For each line in the data below that holds "React", return a copy.

DATASET ENTRIES:

-*-

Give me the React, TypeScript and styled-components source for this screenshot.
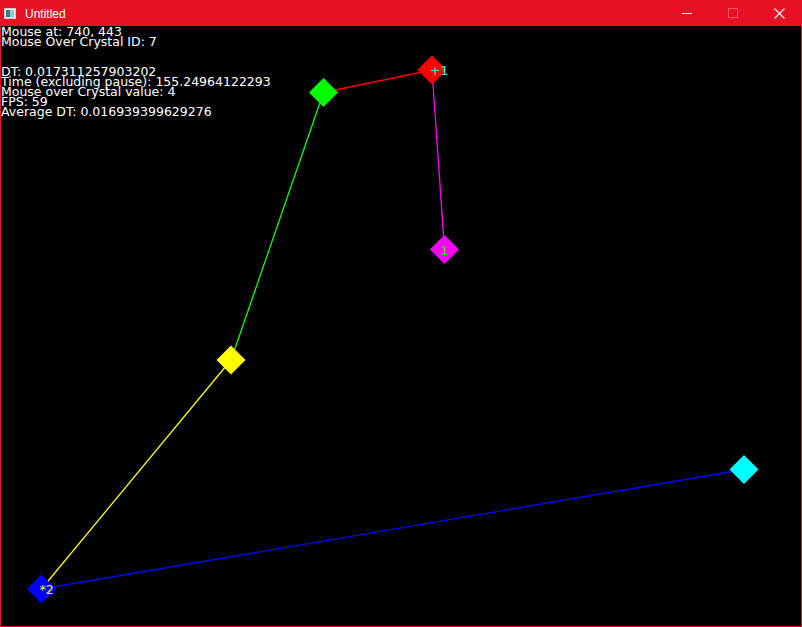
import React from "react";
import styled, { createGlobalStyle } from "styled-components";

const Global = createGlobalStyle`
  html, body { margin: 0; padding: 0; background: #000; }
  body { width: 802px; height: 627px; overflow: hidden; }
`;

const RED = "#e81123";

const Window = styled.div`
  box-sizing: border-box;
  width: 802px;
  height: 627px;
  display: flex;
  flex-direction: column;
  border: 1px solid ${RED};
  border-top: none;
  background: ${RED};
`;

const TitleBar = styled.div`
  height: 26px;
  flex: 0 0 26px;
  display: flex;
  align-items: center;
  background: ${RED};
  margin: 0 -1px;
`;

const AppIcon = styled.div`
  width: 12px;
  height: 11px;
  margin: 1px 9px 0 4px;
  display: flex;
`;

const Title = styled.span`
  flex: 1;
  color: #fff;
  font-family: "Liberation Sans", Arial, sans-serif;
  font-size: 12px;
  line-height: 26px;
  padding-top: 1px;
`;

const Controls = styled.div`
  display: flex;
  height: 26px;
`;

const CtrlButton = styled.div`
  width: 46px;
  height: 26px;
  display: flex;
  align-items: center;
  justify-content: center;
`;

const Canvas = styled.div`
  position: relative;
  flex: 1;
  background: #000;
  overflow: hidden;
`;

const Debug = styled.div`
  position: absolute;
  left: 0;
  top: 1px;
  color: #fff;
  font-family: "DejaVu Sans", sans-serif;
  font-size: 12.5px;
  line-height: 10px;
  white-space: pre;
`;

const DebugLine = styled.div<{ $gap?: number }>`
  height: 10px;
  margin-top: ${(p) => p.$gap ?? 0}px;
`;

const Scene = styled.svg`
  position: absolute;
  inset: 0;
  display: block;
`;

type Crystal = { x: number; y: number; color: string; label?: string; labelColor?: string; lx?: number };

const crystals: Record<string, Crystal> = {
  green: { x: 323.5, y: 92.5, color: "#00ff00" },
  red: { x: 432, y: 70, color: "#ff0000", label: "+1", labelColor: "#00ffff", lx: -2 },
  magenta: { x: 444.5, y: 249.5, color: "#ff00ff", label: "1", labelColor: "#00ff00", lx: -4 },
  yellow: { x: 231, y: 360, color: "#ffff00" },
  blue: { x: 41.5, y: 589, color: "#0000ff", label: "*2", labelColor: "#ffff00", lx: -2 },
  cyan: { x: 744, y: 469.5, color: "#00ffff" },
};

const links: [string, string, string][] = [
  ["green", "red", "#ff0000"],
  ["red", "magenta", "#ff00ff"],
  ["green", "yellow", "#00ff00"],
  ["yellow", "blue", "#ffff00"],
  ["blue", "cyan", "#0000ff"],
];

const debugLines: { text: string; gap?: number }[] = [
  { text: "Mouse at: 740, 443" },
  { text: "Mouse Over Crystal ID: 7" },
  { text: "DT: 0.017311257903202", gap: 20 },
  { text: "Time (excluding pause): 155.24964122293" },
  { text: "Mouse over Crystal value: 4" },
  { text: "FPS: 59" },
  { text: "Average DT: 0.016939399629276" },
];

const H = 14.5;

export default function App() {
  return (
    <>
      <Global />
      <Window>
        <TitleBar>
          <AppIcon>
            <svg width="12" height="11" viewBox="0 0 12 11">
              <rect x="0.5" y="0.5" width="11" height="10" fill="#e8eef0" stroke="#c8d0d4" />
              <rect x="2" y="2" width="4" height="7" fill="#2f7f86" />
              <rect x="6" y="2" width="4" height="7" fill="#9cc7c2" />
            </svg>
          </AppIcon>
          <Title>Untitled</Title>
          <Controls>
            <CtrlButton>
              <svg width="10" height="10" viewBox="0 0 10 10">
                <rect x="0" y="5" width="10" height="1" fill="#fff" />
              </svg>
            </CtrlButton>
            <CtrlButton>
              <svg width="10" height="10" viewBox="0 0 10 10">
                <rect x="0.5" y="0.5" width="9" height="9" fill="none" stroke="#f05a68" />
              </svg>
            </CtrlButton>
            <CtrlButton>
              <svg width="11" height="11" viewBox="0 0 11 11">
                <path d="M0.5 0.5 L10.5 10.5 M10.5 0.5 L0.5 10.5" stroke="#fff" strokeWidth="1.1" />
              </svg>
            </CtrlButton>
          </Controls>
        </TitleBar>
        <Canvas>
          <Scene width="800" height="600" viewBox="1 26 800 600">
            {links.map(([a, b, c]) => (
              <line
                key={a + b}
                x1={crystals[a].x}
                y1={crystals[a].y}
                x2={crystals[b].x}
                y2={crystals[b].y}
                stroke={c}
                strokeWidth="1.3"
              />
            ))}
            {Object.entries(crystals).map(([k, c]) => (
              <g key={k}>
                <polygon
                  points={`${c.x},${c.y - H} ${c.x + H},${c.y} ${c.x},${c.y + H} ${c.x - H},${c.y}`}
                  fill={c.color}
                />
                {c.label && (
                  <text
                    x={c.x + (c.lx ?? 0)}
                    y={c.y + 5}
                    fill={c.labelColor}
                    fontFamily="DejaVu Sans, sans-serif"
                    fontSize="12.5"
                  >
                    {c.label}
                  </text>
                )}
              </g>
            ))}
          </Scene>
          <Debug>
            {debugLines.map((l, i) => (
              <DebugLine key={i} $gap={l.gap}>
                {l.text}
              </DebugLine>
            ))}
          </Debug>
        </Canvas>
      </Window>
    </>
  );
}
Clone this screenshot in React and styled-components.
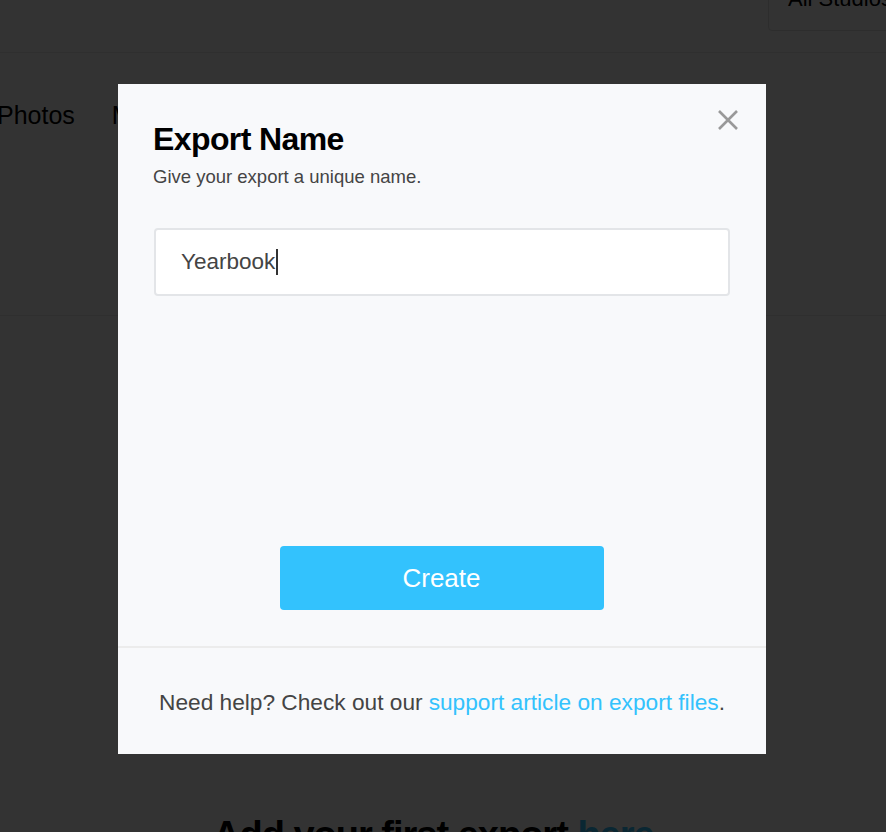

-*-

THE REPLY:
Give me the React, TypeScript and styled-components source for this screenshot.
import React from "react";
Clone this screenshot in React and styled-components.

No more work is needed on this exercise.